Having drunk only sparkling water whilst everyone else discussed the nose, bouquet and smoothness of the wine, the tenderness of the veal chop, the size of which no-one had ever seen, I felt a little left out. I was however responsible for getting them all back to London and nerves now stared to set in again. Was the weather getting worse, how could I know? I knew it was my responsibility to obtain the weather before our flight but how could I? It was at the point of defeat when out of the corner of my eye I saw as sign "Meteo France". This from my prior investigations I knew was my saviour. To be able to walk into a station meteorologique and obtain all the weather information, see the weather radar screen, and speak even in broken English with a human being is for a U.K. pilot something one dreams of. There was no charge and I left with more pieces of paper containing weather data than I needed or could understand.
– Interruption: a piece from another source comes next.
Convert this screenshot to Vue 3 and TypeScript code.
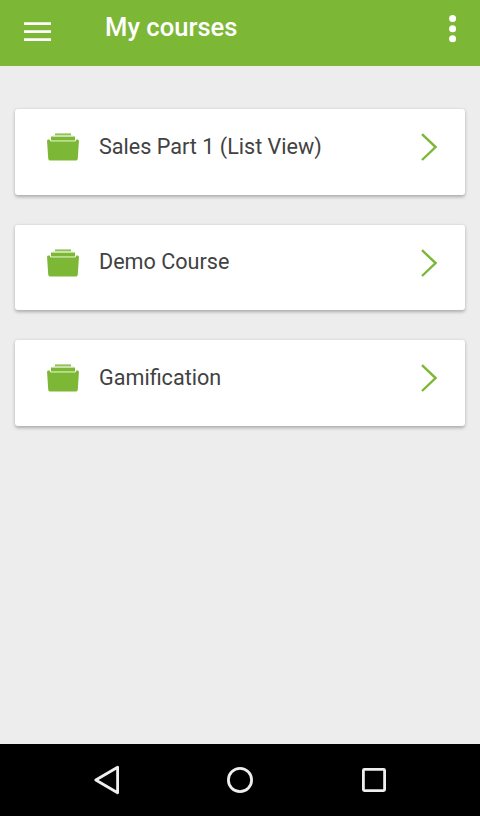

Now knowing we had good weather for our return I settled in to the routine. "Fasten seat belts and in case of need, Life Jackets are complimentary". Larry was in the front and was designated door opener and life raft dispatcher in the event we should need to ditch in the sea on our return. The choice was not so much based upon weight and balance as who was the most sober.

 

We left France that late afternoon and from the peace of the French side of the channel to the hectic frequency of London Information. I was almost at Dover before I could get a word in and by the time they replied, I was in fact at Dover and therefore requested a frequency change, which almost made the whole procedure pointless. We landed on a beautiful warm evening and all agreed this would be a regular event. I would however learn a little French for the next trip.